Un mutisme qui dérange
Face aux accusations, le gouvernement albanais et le bureau du procureur de Durres restent muets. Les ONG dénoncent une opacité totale : aucune communication, aucune publication d’analyses, aucun rapport. « On ne sait même pas si des échantillons ont été prélevés », s’indignent-elles. Les procureurs assurent que l’enquête « avance en priorité ». Une promesse qui sonne creux alors qu’aucune avancée concrète n’a été rendue publique. Faut-il y voir un simple manque de moyens ou une volonté d’étouffer l’affaire ?

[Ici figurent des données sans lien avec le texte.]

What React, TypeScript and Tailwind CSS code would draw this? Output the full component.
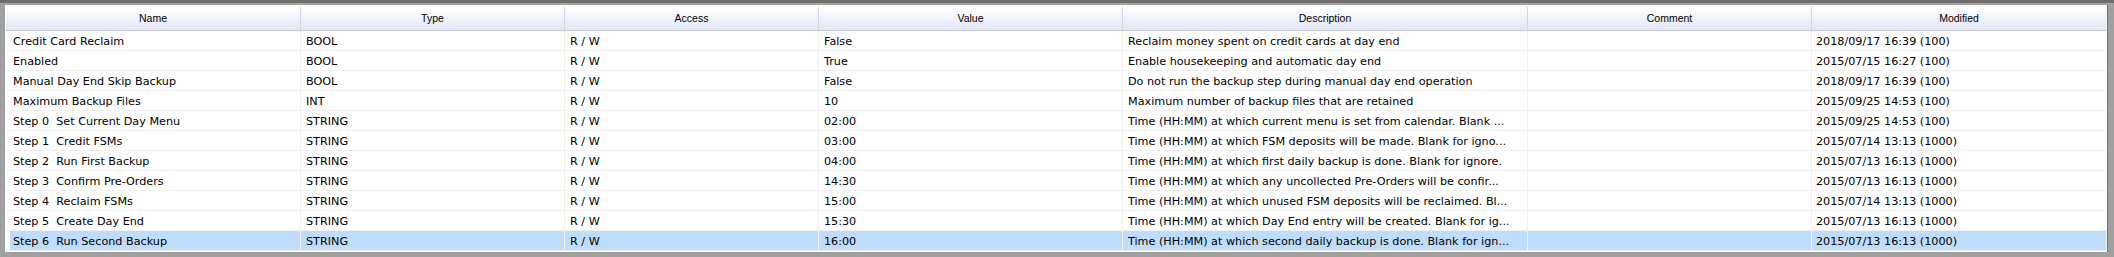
const columns = [
  { title: 'Name', w: 'w-[295px]', pad: 'pl-[7px]' },
  { title: 'Type', w: 'w-[264px]', pad: 'pl-[5px]' },
  { title: 'Access', w: 'w-[254px]', pad: 'pl-[5px]' },
  { title: 'Value', w: 'w-[304px]', pad: 'pl-[5px]' },
  { title: 'Description', w: 'w-[405px]', pad: 'pl-[5px]' },
  { title: 'Comment', w: 'w-[284px]', pad: 'pl-[5px]' },
  { title: 'Modified', w: 'w-[294px]', pad: 'pl-[4px]' },
];

const rows = [
  ['Credit Card Reclaim', 'BOOL', 'R / W', 'False', 'Reclaim money spent on credit cards at day end', '', '2018/09/17 16:39 (100)'],
  ['Enabled', 'BOOL', 'R / W', 'True', 'Enable housekeeping and automatic day end', '', '2015/07/15 16:27 (100)'],
  ['Manual Day End Skip Backup', 'BOOL', 'R / W', 'False', 'Do not run the backup step during manual day end operation', '', '2018/09/17 16:39 (100)'],
  ['Maximum Backup Files', 'INT', 'R / W', '10', 'Maximum number of backup files that are retained', '', '2015/09/25 14:53 (100)'],
  ['Step 0  Set Current Day Menu', 'STRING', 'R / W', '02:00', 'Time (HH:MM) at which current menu is set from calendar. Blank ...', '', '2015/09/25 14:53 (100)'],
  ['Step 1  Credit FSMs', 'STRING', 'R / W', '03:00', 'Time (HH:MM) at which FSM deposits will be made. Blank for igno...', '', '2015/07/14 13:13 (1000)'],
  ['Step 2  Run First Backup', 'STRING', 'R / W', '04:00', 'Time (HH:MM) at which first daily backup is done. Blank for ignore.', '', '2015/07/13 16:13 (1000)'],
  ['Step 3  Confirm Pre-Orders', 'STRING', 'R / W', '14:30', 'Time (HH:MM) at which any uncollected Pre-Orders will be confir...', '', '2015/07/13 16:13 (1000)'],
  ['Step 4  Reclaim FSMs', 'STRING', 'R / W', '15:00', 'Time (HH:MM) at which unused FSM deposits will be reclaimed. Bl...', '', '2015/07/14 13:13 (1000)'],
  ['Step 5  Create Day End', 'STRING', 'R / W', '15:30', 'Time (HH:MM) at which Day End entry will be created. Blank for ig...', '', '2015/07/13 16:13 (1000)'],
  ['Step 6  Run Second Backup', 'STRING', 'R / W', '16:00', 'Time (HH:MM) at which second daily backup is done. Blank for ign...', '', '2015/07/13 16:13 (1000)'],
];

const selectedRow = 10;

export default function App() {
  return (
    <div className="w-[2114px] h-[257px] bg-[#a0a0a0] border-t-[3px] border-[#6e6e6e] pt-[2px] pl-[5px] pr-[6px] pb-[5px]">
      <div className="h-full bg-white border-r border-[#6e6e6e] pt-[2px] px-[1px] overflow-hidden">
        {/* header */}
        <div className="flex h-[24px] border-b border-[#c3c6cf] bg-gradient-to-b from-white to-[#e2e6f6] font-['Liberation_Sans',sans-serif] text-[10.5px] text-black">
          {columns.map((c, i) => (
            <div
              key={c.title}
              className={`${c.w} shrink-0 flex items-center justify-center ${i < columns.length - 1 ? 'border-r border-[#d5d7de]' : ''}`}
            >
              {c.title}
            </div>
          ))}
        </div>

        {/* rows */}
        {rows.map((r, ri) => (
          <div key={ri} className="flex h-[20px] border-b border-[#f0f0f0] font-['DejaVu_Sans',sans-serif] text-[11.2px] text-black">
            {r.map((cell, ci) => (
              <div
                key={ci}
                className={`${columns[ci].w} ${columns[ci].pad} pt-[3px] shrink-0 flex items-center whitespace-pre overflow-hidden ${
                  ci < columns.length - 1 ? 'border-r border-[#f0f0f0]' : ''
                } ${ri === selectedRow ? 'bg-[#bfdcfb]' : ''} ${
                  ri === selectedRow && ci === 0 ? 'shadow-[inset_4px_0_0_white]' : ''
                }`}
              >
                {cell}
              </div>
            ))}
          </div>
        ))}
      </div>
    </div>
  );
}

Un périple aux allures de dissimulation
Après leur départ en juillet, les conteneurs en question errent d’un pays à l’autre, multipliant les changements de navires comme pour brouiller les pistes. Pourquoi une cargaison « légale » subit-elle autant de rejets ? Chaque escale ajoute au mystère. En refusant d’accueillir ces conteneurs, la Thaïlande a-t-elle détecté des anomalies ? Ces refus successifs renforcent l’hypothèse d’une cargaison bien plus problématique qu’annoncé.

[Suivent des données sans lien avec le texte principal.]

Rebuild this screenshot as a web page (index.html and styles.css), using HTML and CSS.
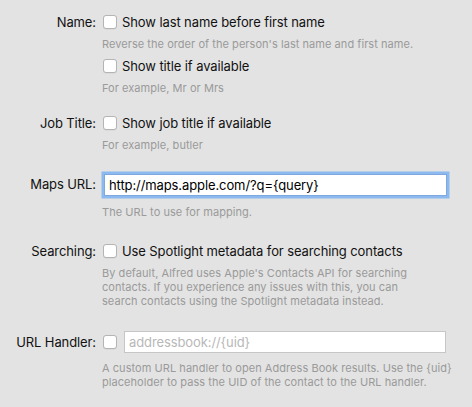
FILE: index.html
```html
<!DOCTYPE html>
<html lang="en">
<head>
<meta charset="utf-8">
<title>Contacts</title>
<link rel="stylesheet" href="styles.css">
</head>
<body>
<div class="prefs">
  <div class="row row-name">
    <div class="label">Name:</div>
    <div class="field">
      <label class="check"><span class="box"></span>Show last name before first name</label>
      <p class="hint">Reverse the order of the person's last name and first name.</p>
      <label class="check check-second"><span class="box"></span>Show title if available</label>
      <p class="hint">For example, Mr or Mrs</p>
    </div>
  </div>

  <div class="row row-job">
    <div class="label">Job Title:</div>
    <div class="field">
      <label class="check"><span class="box"></span>Show job title if available</label>
      <p class="hint">For example, butler</p>
    </div>
  </div>

  <div class="row row-maps">
    <div class="label">Maps URL:</div>
    <div class="field">
      <div class="text-input focused">http://maps.apple.com/?q={query}</div>
      <p class="hint hint-maps">The URL to use for mapping.</p>
    </div>
  </div>

  <div class="row row-search">
    <div class="label">Searching:</div>
    <div class="field">
      <label class="check"><span class="box"></span>Use Spotlight metadata for searching contacts</label>
      <p class="hint hint-search">By default, Alfred uses Apple's Contacts API for searching contacts. If you experience any issues with this, you can search contacts using the Spotlight metadata instead.</p>
    </div>
  </div>

  <div class="row row-handler">
    <div class="label">URL Handler:</div>
    <div class="field">
      <div class="inline">
        <span class="box"></span>
        <div class="text-input placeholder">addressbook://{uid}</div>
      </div>
      <p class="hint hint-handler">A custom URL handler to open Address Book results. Use the {uid} placeholder to pass the UID of the contact to the URL handler.</p>
    </div>
  </div>
</div>
</body>
</html>
```
FILE: styles.css
```css
html, body {
  margin: 0;
  padding: 0;
  background: #e3e3e3;
}

body {
  font-family: Inter, "Noto Sans", sans-serif;
  font-size: 13px;
  letter-spacing: -0.1px;
  color: #111;
  width: 472px;
  height: 407px;
  overflow: hidden;
}

.prefs {
  padding-top: 11px;
  display: flex;
  flex-direction: column;
}

.row {
  display: grid;
  grid-template-columns: 96px 1fr;
  column-gap: 6px;
}

.row-job { margin-top: 17px; }
.row-maps { margin-top: 20px; }
.row-search { margin-top: 21px; }
.row-handler { margin-top: 23px; }

.label {
  text-align: right;
  line-height: 22px;
  height: 22px;
  white-space: nowrap;
}

.row-maps .label { line-height: 24px; }

.field {
  display: flex;
  flex-direction: column;
  min-width: 0;
}

.check {
  display: flex;
  align-items: center;
  height: 22px;
  line-height: 22px;
  gap: 5px;
  white-space: nowrap;
}

.check-second { margin-top: 4px; }

.box {
  flex: none;
  width: 12px;
  height: 12px;
  margin-left: 1px;
  border: 1px solid #b4b4b4;
  border-radius: 3px;
  background: #fff;
  box-shadow: 0 0.5px 0 rgba(0,0,0,0.08);
}

.hint {
  margin: 4px 0 0 0;
  font-size: 11px;
  line-height: 14px;
  letter-spacing: 0.05px;
  color: #9a9a9a;
  padding-right: 14px;
}

.hint-maps { margin-top: 9px; }
.hint-search { max-width: 318px; padding-right: 0; }
.hint-handler { margin-top: 8px; }

.text-input {
  height: 22px;
  line-height: 22px;
  background: #fff;
  box-sizing: border-box;
  padding: 0 4px;
  white-space: nowrap;
  overflow: hidden;
}

.focused {
  width: 343px;
  margin-left: 2px;
  margin-top: 2px;
  border: 1px solid #7fa9de;
  box-shadow: 0 0 0 2.5px #8cbaf0;
  line-height: 20px;
  color: #000;
}

.inline {
  display: flex;
  align-items: center;
  gap: 7px;
  height: 22px;
}

.placeholder {
  flex: none;
  width: 322px;
  border: 1px solid #c6c6c6;
  line-height: 20px;
  color: #b8b8b8;
}
```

Le business lucratif des déchets industriels
Le trafic de déchets toxiques est une industrie clandestine qui pèse entre 44 et 70 milliards d’euros par an. De nombreux pays en développement deviennent malgré eux les poubelles de nations plus riches, incapables de gérer leurs propres rebuts. L’Albanie, avec ses réglementations encore fragiles, pourrait être une victime de ce commerce illégal. Selon les traités internationaux signés par Tirana, toute importation illégale de déchets dangereux est passible de sanctions sévères. Mais encore faut-il que l’affaire ne soit pas étouffée avant d’aboutir.
Que contenaient vraiment ces conteneurs ?
Le mystère reste entier. Si l’oxyde de fer déclaré par les douanes albanaises était bien leur seule cargaison, pourquoi autant de mystères et de blocages ? Les écologistes réclament des analyses indépendantes, mais aucune réponse ne leur est donnée. Si ces conteneurs transportaient réellement des poussières d’aciéries, les conséquences environnementales pourraient être catastrophiques. Ces résidus sont hautement toxiques et peuvent contaminer l’air, l’eau et les sols sur des décennies.
Vous l’aurez compris, l’affaire dépasse largement les frontières albanaises. Avec des ramifications en Europe et en Asie, elle met en lumière les failles d’un système où les déchets voyagent plus librement que l’information. Qui a autorisé ces exportations ? Pourquoi l’Europe, impliquée dès le départ dans l’enquête, reste-t-elle si discrète ? « Le silence est complice dans ce genre d’affaires », rappelle un militant écologiste.